This is going to be a big issue in the GE. I realized I didn't have a clue what my chosen candidate suggests doing about it, so I looked it up in the Google. Ran across this great essay in the process...
Immigration policy is among the most divisive issues facing the U.S. today, and progressives often don’t know how to talk or think about it. On the one hand, we are faced with racist demagogues who appeal to Americans’ very real economic anxiety to promote harsh and unworkable policies that will benefit no one. On the other hand, immigration advocates make a vital point about the human rights of immigrants, but so far have not successfully addressed mainstream concerns. As progressives, we know that scapegoating undocumented immigrants is wrong, but that doesn’t provide a positive agenda or a way to distinguish which immigration policy proposals will truly move us forward as a nation.

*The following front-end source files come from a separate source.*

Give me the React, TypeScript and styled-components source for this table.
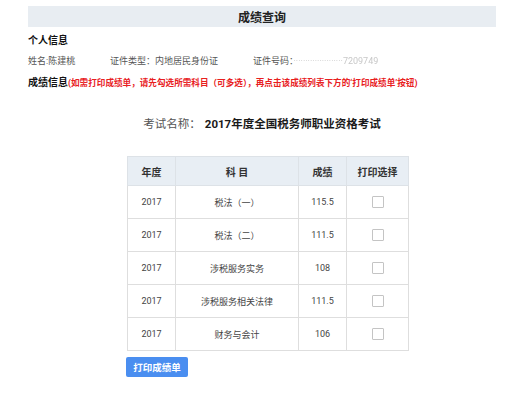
import React from "react";
import styled, { createGlobalStyle } from "styled-components";

const GlobalStyle = createGlobalStyle`
  html, body {
    margin: 0;
    padding: 0;
    background: #ffffff;
  }
  body {
    font-family: Roboto, "Noto Sans CJK SC", sans-serif;
    color: #333;
  }
`;

const Page = styled.div`
  width: 468px;
  padding: 6px 0 0 28px;
`;

const TitleBar = styled.div`
  height: 21px;
  background: #e8edf2;
  display: flex;
  align-items: center;
  justify-content: center;
  font-size: 12px;
  font-weight: 700;
  color: #222;
`;

const SectionTitle = styled.div`
  margin-top: 6px;
  font-size: 10px;
  font-weight: 700;
  color: #111;
  line-height: 16px;
`;

const InfoRow = styled.div`
  display: flex;
  margin-top: 6px;
  font-size: 9px;
  line-height: 12px;
  color: #555;
`;

const InfoItem = styled.span<{ $w?: number }>`
  width: ${(p) => (p.$w ? `${p.$w}px` : "auto")};
  flex-shrink: 0;
`;

const Masked = styled.span`
  color: #c8c8c8;
  filter: blur(0.4px);
`;

const ScoreHead = styled.div`
  margin-top: 8px;
  display: flex;
  align-items: baseline;
  line-height: 16px;
`;

const ScoreTitle = styled.span`
  font-size: 10px;
  font-weight: 700;
  color: #111;
`;

const Notice = styled.span`
  font-size: 8.6px;
  font-weight: 700;
  color: #e8201e;
  white-space: nowrap;
`;

const ExamName = styled.div`
  margin-top: 24px;
  text-align: center;
  font-size: 11.5px;
  line-height: 18px;
  color: #555;
`;

const ExamValue = styled.span`
  font-weight: 700;
  color: #1a1a1a;
  margin-left: 4px;
`;

const Table = styled.table`
  margin: 23px 0 0 99px;
  border-collapse: collapse;
  table-layout: fixed;
  width: 277px;
  font-size: 9px;
  color: #444;
`;

const Th = styled.th<{ $w: number }>`
  width: ${(p) => p.$w}px;
  height: 28px;
  padding: 0;
  background: #e8eef4;
  border: 1px solid #dde2e7;
  font-size: 10px;
  font-weight: 600;
  color: #333;
  text-align: center;
`;

const Td = styled.td`
  height: 32px;
  padding: 0;
  border: 1px solid #dedede;
  text-align: center;
`;

const Check = styled.span`
  display: inline-block;
  width: 10px;
  height: 10px;
  border: 1px solid #c4c4c4;
  border-radius: 1px;
  vertical-align: middle;
  background: #fff;
`;

const PrintButton = styled.button`
  margin: 6px 0 0 98px;
  width: 62px;
  height: 20px;
  border: none;
  border-radius: 2px;
  background: #4a8ef0;
  color: #fff;
  font-family: "Noto Sans CJK SC", sans-serif;
  font-size: 9.5px;
  font-weight: 700;
  padding: 0;
`;

const scores = [
  { year: "2017", subject: "税法（一）", score: "115.5" },
  { year: "2017", subject: "税法（二）", score: "111.5" },
  { year: "2017", subject: "涉税服务实务", score: "108" },
  { year: "2017", subject: "涉税服务相关法律", score: "111.5" },
  { year: "2017", subject: "财务与会计", score: "106" },
];

export default function App() {
  return (
    <>
      <GlobalStyle />
      <Page>
        <TitleBar>成绩查询</TitleBar>
        <SectionTitle>个人信息</SectionTitle>
        <InfoRow>
          <InfoItem $w={82}>姓名:陈建桃</InfoItem>
          <InfoItem $w={143}>证件类型：内地居民身份证</InfoItem>
          <InfoItem>
            证件号码：<Masked>·····················7209749</Masked>
          </InfoItem>
        </InfoRow>
        <ScoreHead>
          <ScoreTitle>成绩信息</ScoreTitle>
          <Notice>(如需打印成绩单，请先勾选所需科目（可多选），再点击该成绩列表下方的‘打印成绩单’按钮)</Notice>
        </ScoreHead>
        <ExamName>
          考试名称：<ExamValue>2017年度全国税务师职业资格考试</ExamValue>
        </ExamName>
        <Table>
          <thead>
            <tr>
              <Th $w={47}>年度</Th>
              <Th $w={122}>科 目</Th>
              <Th $w={47}>成绩</Th>
              <Th $w={61}>打印选择</Th>
            </tr>
          </thead>
          <tbody>
            {scores.map((row) => (
              <tr key={row.subject}>
                <Td>{row.year}</Td>
                <Td>{row.subject}</Td>
                <Td>{row.score}</Td>
                <Td>
                  <Check />
                </Td>
              </tr>
            ))}
          </tbody>
        </Table>
        <PrintButton>打印成绩单</PrintButton>
      </Page>
    </>
  );
}
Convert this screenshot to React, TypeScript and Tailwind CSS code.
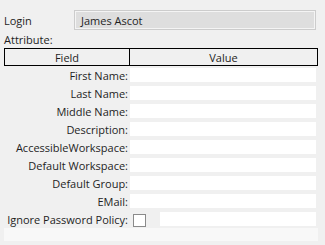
const fields = [
  'First Name:',
  'Last Name:',
  'Middle Name:',
  'Description:',
  'AccessibleWorkspace:',
  'Default Workspace:',
  'Default Group:',
  'EMail:',
]

const App = () => {
  return (
    <div className="h-[245px] w-[325px] overflow-hidden bg-[#f0f0f0] pl-[4px] pt-[10px] font-['Open_Sans',sans-serif] text-[11px] text-[#1e1e1e]">
      <div className="flex h-[20px] items-center">
        <div className="w-[70px] leading-none">Login</div>
        <div className="flex h-[20px] w-[242px] items-center border border-[#cccccc] bg-[#dedede] pl-[6px] leading-none shadow-[inset_0_0_0_1px_#f4f4f4]">
          James Ascot
        </div>
      </div>
      <div className="flex h-[18px] items-center leading-none">Attribute:</div>
      <div className="flex h-[18px] w-[314px] border border-black leading-none">
        <div className="flex w-[125px] items-center justify-center border-r border-black">Field</div>
        <div className="flex flex-1 items-center justify-center">Value</div>
      </div>
      <div className="mt-[2px] flex flex-col gap-[4px]">
        {fields.map((f) => (
          <div key={f} className="flex h-[14px] items-center">
            <div className="w-[126px] whitespace-nowrap pr-[2px] text-right leading-none">{f}</div>
            <div className="h-[14px] w-[186px] bg-white" />
          </div>
        ))}
        <div className="flex h-[14px] items-center">
          <div className="w-[126px] whitespace-nowrap pr-[2px] text-right leading-none">Ignore Password Policy:</div>
          <div className="ml-[3px] mt-[2px] h-[13px] w-[13px] border border-[#8a8a8a] bg-white" />
          <div className="ml-[14px] h-[14px] w-[156px] bg-white" />
        </div>
      </div>
      <div className="mt-[2px] h-[13px] w-[314px] bg-[#f8f8f8]" />
    </div>
  )
}

export default App
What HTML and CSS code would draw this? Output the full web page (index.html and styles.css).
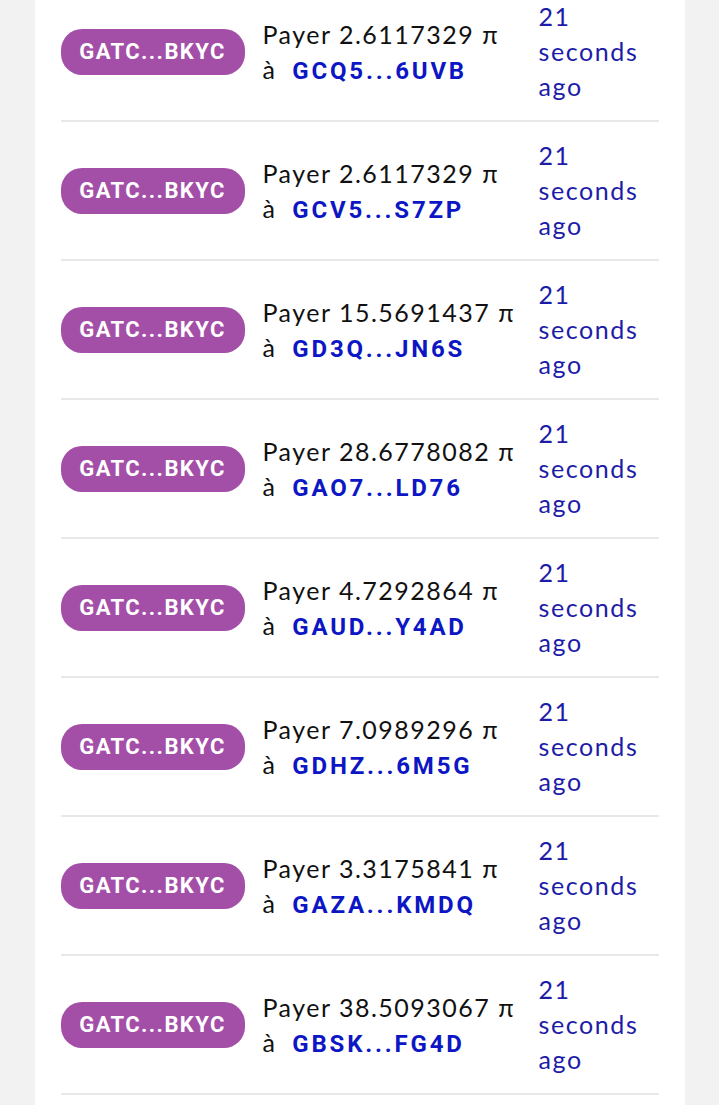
FILE: index.html
```html
<!DOCTYPE html>
<html lang="fr">
<head>
    <meta charset="UTF-8">
    <meta name="viewport" content="width=device-width, initial-scale=1.0">
    <title>Transactions</title>
    <link rel="stylesheet" href="styles.css">
</head>
<body>
    <div class="carte">
        <div class="ligne">
            <span class="badge">GATC...BKYC</span>
            <div class="op">Payer 2.6117329 π<br>à <a href="#">GCQ5...6UVB</a></div>
            <div class="temps">21 seconds ago</div>
        </div>
        <div class="ligne">
            <span class="badge">GATC...BKYC</span>
            <div class="op">Payer 2.6117329 π<br>à <a href="#">GCV5...S7ZP</a></div>
            <div class="temps">21 seconds ago</div>
        </div>
        <div class="ligne">
            <span class="badge">GATC...BKYC</span>
            <div class="op">Payer 15.5691437 π<br>à <a href="#">GD3Q...JN6S</a></div>
            <div class="temps">21 seconds ago</div>
        </div>
        <div class="ligne">
            <span class="badge">GATC...BKYC</span>
            <div class="op">Payer 28.6778082 π<br>à <a href="#">GAO7...LD76</a></div>
            <div class="temps">21 seconds ago</div>
        </div>
        <div class="ligne">
            <span class="badge">GATC...BKYC</span>
            <div class="op">Payer 4.7292864 π<br>à <a href="#">GAUD...Y4AD</a></div>
            <div class="temps">21 seconds ago</div>
        </div>
        <div class="ligne">
            <span class="badge">GATC...BKYC</span>
            <div class="op">Payer 7.0989296 π<br>à <a href="#">GDHZ...6M5G</a></div>
            <div class="temps">21 seconds ago</div>
        </div>
        <div class="ligne">
            <span class="badge">GATC...BKYC</span>
            <div class="op">Payer 3.3175841 π<br>à <a href="#">GAZA...KMDQ</a></div>
            <div class="temps">21 seconds ago</div>
        </div>
        <div class="ligne">
            <span class="badge">GATC...BKYC</span>
            <div class="op">Payer 38.5093067 π<br>à <a href="#">GBSK...FG4D</a></div>
            <div class="temps">21 seconds ago</div>
        </div>
    </div>
</body>
</html>
```

FILE: styles.css
```css
body { margin: 0; background: #f2f2f3; font-family: "Lato", "Open Sans", sans-serif; overflow: hidden; }
.carte { width: 650px; margin: -17px auto 0; padding-bottom: 30px; background: #fff; }
.ligne { display: grid; grid-template-columns: 184px 258px 120px; column-gap: 18px; align-items: center; margin: 0 26px; padding: 16px 0; border-bottom: 2px solid #e8e8e8; }
.badge { display: block; height: 46px; line-height: 46px; border-radius: 21px; background: #a34fa8; color: #fff; text-align: center; font-family: Roboto, sans-serif; font-weight: bold; font-size: 22px; letter-spacing: 1.4px; }
.op { font-size: 25px; line-height: 35px; color: #111; letter-spacing: 1.5px; padding-top: 2px; }
.op a { font-family: Roboto, sans-serif; font-weight: bold; font-size: 24px; color: #0d16c4; text-decoration: none; margin-left: 8px; letter-spacing: 2.8px; }
.temps { font-size: 25px; line-height: 35px; color: #1c1ca8; width: 110px; letter-spacing: 1.6px; }
```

Any debate over immigration policy must be connected to the larger conversation about America's squeezed middle class and the working people striving to attain a middle-class standard of living. Thorough review of the economic, sociological, and demographic evidence leads us to the following conclusion:
An immigration policy that serves the fundamental interests of middle-class Americans must take two realities into account: immigrants’ economic contributions make them indispensable to our nation’s middle class, and, at the same time, a lack of effective rights in the workplace for undocumented immigrants undermines the ability of all working people in America to secure and maintain jobs that provide a middle-class standard of living.